Extracted data:

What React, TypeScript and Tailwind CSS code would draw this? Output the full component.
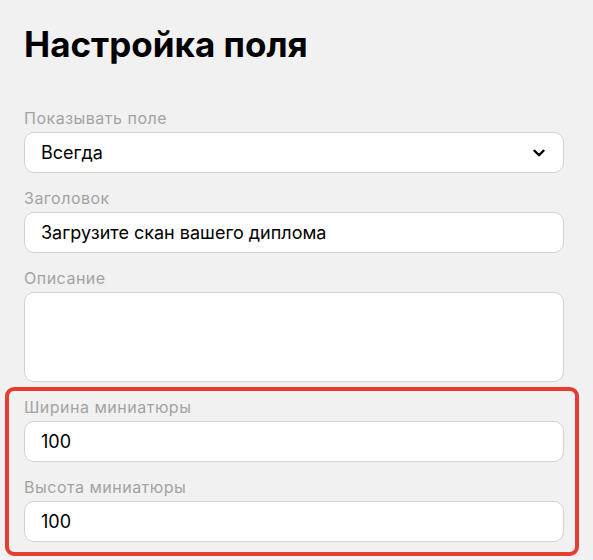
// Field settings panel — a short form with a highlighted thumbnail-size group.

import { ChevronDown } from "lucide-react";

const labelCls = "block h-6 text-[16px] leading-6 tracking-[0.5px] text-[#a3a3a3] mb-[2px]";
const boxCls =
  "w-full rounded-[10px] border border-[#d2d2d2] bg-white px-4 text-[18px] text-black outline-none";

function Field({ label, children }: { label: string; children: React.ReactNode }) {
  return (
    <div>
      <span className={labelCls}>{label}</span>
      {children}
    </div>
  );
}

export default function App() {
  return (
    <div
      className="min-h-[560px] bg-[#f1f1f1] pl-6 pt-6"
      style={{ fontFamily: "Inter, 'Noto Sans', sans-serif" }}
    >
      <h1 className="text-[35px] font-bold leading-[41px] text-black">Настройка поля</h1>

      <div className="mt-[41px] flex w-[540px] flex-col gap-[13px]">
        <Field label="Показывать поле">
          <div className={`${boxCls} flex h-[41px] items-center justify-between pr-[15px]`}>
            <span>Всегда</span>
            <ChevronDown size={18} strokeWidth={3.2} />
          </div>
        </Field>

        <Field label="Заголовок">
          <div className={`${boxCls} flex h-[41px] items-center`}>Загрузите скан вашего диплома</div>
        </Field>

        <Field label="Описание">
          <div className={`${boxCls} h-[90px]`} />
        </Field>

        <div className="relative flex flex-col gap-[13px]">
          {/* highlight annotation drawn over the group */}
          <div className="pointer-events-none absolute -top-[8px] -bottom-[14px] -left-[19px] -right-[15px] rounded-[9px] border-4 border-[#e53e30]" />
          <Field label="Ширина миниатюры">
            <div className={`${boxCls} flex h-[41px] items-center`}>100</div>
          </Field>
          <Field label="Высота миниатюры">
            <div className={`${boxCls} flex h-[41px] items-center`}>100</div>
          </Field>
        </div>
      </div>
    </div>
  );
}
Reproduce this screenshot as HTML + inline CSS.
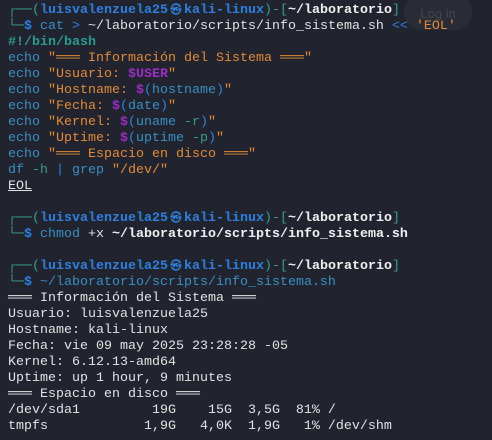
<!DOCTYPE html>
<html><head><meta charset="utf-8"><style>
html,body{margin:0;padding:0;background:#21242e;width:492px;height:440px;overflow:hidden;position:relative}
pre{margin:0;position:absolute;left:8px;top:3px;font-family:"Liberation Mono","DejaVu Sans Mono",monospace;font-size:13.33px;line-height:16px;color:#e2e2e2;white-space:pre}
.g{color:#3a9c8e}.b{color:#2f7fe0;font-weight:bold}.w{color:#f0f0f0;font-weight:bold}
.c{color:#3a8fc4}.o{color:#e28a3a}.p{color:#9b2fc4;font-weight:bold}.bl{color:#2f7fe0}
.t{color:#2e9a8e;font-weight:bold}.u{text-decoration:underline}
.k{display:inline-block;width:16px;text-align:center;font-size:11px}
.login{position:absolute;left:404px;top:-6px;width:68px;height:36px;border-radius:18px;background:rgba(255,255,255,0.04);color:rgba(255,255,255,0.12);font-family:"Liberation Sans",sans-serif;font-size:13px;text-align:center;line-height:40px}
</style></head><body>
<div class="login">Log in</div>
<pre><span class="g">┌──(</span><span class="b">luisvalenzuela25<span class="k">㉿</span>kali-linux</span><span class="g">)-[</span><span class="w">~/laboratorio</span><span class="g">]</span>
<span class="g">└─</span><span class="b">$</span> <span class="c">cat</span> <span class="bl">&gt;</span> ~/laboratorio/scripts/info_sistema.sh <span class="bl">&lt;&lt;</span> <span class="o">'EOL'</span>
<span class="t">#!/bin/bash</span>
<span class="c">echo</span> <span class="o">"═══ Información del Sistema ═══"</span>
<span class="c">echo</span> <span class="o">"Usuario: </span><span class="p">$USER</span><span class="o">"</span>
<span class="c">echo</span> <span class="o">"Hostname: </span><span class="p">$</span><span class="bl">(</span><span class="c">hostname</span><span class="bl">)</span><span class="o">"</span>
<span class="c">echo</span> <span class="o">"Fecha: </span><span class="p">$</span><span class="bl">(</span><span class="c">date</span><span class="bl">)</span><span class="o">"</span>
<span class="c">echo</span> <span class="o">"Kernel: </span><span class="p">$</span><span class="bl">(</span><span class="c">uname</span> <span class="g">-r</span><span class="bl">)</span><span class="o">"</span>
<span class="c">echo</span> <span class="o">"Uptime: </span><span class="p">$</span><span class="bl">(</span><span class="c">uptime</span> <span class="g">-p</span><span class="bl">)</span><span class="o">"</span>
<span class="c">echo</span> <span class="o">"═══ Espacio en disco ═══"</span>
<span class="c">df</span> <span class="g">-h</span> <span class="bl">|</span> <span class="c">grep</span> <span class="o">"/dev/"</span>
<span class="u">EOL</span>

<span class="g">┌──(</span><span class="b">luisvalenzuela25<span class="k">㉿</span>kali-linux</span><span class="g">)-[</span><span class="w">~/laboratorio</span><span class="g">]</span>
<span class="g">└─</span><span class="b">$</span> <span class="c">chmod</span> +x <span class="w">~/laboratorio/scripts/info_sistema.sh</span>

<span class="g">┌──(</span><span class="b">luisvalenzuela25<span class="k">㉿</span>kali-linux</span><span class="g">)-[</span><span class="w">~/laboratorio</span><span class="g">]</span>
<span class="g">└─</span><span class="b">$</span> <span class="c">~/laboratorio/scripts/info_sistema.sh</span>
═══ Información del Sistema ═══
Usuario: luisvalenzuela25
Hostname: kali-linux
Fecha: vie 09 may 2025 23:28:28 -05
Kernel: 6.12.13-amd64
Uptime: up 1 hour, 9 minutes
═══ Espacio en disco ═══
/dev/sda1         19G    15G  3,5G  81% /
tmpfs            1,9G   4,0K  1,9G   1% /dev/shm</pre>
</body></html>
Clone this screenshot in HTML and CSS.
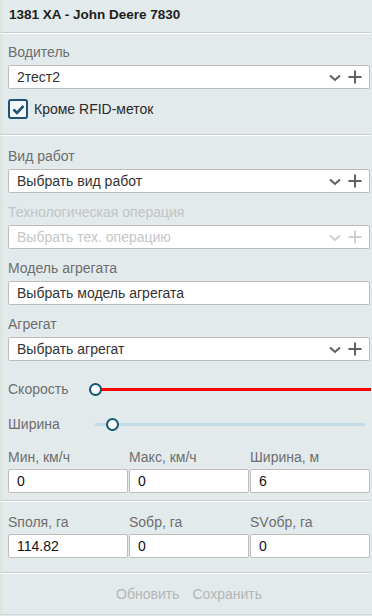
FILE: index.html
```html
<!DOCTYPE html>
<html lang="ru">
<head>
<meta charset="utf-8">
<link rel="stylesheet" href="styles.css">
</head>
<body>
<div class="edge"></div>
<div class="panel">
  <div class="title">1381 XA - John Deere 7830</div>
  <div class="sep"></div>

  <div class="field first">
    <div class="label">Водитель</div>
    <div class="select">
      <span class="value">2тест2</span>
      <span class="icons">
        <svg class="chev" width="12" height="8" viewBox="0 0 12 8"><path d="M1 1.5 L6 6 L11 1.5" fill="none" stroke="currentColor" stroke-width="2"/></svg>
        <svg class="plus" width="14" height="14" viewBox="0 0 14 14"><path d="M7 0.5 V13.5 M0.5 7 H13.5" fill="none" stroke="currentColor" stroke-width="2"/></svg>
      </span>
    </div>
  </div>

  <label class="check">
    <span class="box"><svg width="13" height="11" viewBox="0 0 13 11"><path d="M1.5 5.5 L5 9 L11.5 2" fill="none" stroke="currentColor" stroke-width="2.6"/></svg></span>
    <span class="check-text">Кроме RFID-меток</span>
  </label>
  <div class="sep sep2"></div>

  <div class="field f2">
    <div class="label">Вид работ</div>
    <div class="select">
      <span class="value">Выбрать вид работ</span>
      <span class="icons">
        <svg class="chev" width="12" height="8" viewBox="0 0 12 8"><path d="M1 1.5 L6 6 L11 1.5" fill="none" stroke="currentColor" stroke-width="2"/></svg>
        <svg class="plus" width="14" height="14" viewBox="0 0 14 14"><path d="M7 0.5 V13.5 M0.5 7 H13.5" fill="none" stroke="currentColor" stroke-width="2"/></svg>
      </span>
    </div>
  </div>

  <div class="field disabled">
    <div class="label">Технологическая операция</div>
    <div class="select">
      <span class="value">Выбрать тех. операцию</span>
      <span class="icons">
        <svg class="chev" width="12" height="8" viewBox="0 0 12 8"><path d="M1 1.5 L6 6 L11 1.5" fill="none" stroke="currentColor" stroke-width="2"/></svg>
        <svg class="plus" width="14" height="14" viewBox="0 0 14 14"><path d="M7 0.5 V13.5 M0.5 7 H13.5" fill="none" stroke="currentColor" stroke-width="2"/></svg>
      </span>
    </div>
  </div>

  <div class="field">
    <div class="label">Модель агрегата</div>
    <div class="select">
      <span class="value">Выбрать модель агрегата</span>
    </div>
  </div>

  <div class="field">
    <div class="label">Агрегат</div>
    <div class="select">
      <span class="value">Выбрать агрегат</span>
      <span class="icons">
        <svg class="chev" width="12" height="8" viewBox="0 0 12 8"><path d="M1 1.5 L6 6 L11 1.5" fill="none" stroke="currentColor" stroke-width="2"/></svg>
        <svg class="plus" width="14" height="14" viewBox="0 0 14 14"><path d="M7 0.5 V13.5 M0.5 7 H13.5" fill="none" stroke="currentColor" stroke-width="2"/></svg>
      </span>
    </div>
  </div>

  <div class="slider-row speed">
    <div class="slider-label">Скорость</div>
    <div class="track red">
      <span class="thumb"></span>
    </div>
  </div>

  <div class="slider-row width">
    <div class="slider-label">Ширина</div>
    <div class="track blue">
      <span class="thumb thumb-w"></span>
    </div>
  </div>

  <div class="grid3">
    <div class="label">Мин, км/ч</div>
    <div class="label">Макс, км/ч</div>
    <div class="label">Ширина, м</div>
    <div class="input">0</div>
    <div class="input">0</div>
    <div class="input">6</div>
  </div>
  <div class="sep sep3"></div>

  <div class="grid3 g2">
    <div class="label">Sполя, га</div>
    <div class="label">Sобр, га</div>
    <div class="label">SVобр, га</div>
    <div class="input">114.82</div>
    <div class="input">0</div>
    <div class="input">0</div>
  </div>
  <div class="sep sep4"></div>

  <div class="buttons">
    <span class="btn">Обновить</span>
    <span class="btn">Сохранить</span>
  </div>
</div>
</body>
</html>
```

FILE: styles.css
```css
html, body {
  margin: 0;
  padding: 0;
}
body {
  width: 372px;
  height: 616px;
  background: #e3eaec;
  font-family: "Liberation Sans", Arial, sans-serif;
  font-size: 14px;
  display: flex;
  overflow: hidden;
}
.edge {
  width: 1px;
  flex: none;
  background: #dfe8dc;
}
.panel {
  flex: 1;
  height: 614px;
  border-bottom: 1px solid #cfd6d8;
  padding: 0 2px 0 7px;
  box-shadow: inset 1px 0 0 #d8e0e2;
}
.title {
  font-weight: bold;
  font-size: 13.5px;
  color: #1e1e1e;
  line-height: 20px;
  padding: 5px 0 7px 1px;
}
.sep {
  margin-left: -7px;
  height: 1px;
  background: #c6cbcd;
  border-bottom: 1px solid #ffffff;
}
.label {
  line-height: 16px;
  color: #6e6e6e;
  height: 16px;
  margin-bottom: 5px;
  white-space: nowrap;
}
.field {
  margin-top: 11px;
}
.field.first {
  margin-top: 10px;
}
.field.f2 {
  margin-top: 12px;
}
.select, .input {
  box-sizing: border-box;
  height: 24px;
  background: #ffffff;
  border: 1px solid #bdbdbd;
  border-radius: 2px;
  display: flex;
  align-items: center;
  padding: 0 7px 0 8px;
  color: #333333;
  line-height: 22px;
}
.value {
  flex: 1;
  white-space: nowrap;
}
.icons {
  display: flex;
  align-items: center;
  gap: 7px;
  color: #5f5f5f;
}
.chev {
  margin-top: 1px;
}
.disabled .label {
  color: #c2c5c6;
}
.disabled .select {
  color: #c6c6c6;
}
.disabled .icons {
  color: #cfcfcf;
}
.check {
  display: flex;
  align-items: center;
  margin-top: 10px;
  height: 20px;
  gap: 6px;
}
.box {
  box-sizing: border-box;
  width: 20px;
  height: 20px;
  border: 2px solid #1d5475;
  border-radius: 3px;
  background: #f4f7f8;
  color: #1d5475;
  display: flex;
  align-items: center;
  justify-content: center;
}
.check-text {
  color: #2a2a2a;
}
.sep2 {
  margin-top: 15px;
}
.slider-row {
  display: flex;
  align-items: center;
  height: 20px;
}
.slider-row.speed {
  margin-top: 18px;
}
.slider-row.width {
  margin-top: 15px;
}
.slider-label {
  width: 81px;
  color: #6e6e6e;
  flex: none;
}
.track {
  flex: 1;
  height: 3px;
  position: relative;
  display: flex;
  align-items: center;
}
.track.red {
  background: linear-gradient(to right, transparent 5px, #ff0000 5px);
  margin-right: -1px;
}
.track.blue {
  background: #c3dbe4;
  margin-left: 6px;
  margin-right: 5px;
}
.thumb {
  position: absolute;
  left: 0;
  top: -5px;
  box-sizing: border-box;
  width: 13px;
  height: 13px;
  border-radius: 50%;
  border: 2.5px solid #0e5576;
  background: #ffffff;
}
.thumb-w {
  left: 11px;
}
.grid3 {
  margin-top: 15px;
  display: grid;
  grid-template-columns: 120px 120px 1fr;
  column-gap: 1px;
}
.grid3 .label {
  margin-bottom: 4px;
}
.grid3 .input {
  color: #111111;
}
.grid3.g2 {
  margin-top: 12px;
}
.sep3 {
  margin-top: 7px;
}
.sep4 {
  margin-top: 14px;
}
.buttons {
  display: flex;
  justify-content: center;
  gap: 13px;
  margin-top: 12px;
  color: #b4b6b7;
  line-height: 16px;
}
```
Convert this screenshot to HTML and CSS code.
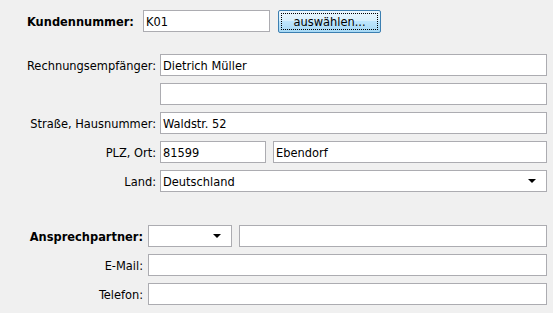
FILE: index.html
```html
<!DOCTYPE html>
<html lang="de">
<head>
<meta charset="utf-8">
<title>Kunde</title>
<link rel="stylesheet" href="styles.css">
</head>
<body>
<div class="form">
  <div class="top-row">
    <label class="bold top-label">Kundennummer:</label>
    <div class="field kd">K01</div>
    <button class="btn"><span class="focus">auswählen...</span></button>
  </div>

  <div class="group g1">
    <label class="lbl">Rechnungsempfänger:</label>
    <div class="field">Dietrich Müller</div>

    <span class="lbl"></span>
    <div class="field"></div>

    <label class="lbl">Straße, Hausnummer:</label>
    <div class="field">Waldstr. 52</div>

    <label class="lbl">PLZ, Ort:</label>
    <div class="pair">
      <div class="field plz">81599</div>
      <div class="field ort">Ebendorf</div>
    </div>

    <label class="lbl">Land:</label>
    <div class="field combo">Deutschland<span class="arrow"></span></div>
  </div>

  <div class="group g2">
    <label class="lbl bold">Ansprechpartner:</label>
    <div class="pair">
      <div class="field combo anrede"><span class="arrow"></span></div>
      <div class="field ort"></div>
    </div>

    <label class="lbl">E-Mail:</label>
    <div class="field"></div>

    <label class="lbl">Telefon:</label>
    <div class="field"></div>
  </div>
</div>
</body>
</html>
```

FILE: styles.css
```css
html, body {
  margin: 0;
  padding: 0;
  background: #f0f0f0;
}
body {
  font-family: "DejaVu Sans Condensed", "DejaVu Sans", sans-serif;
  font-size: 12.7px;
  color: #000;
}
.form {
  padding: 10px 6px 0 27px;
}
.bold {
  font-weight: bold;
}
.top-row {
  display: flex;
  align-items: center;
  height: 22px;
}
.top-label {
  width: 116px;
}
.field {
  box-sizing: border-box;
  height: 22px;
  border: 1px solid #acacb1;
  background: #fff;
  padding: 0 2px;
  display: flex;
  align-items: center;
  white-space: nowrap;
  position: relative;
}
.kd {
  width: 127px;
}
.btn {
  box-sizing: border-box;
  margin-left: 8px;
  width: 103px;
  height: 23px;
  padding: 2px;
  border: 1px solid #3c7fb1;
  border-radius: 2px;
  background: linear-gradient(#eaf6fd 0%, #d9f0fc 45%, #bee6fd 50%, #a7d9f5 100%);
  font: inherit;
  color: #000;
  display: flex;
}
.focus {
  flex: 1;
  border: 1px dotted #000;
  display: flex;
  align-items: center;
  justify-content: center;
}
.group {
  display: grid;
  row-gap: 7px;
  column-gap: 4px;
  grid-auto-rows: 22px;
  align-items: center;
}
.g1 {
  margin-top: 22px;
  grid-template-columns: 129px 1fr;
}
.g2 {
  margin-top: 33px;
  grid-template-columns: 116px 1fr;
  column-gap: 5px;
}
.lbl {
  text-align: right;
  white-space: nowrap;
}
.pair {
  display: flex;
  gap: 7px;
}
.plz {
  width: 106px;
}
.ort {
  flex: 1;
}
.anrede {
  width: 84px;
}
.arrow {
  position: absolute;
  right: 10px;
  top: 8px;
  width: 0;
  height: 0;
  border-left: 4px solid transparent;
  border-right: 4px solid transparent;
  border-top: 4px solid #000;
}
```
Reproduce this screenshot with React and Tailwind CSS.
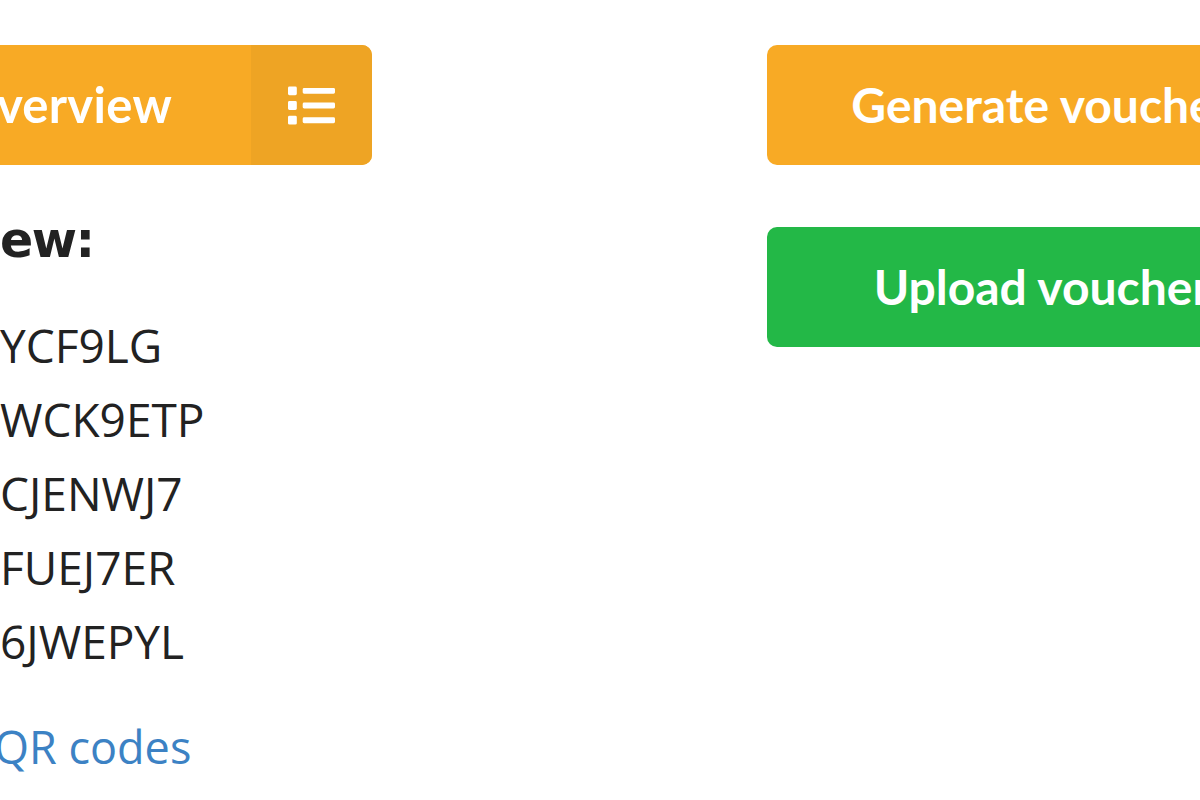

Work to be completed: Only the lines from the top of the records through the line with "rounded-[10px] border border-[#d2d2d2]" belong in the copy; write them out exactly, leaving out pictures.

Solution for this exercise:
What React, TypeScript and Tailwind CSS code would draw this? Output the full component.
// Field settings panel — a short form with a highlighted thumbnail-size group.

import { ChevronDown } from "lucide-react";

const labelCls = "block h-6 text-[16px] leading-6 tracking-[0.5px] text-[#a3a3a3] mb-[2px]";
const boxCls =
  "w-full rounded-[10px] border border-[#d2d2d2] bg-white px-4 text-[18px] text-black outline-none";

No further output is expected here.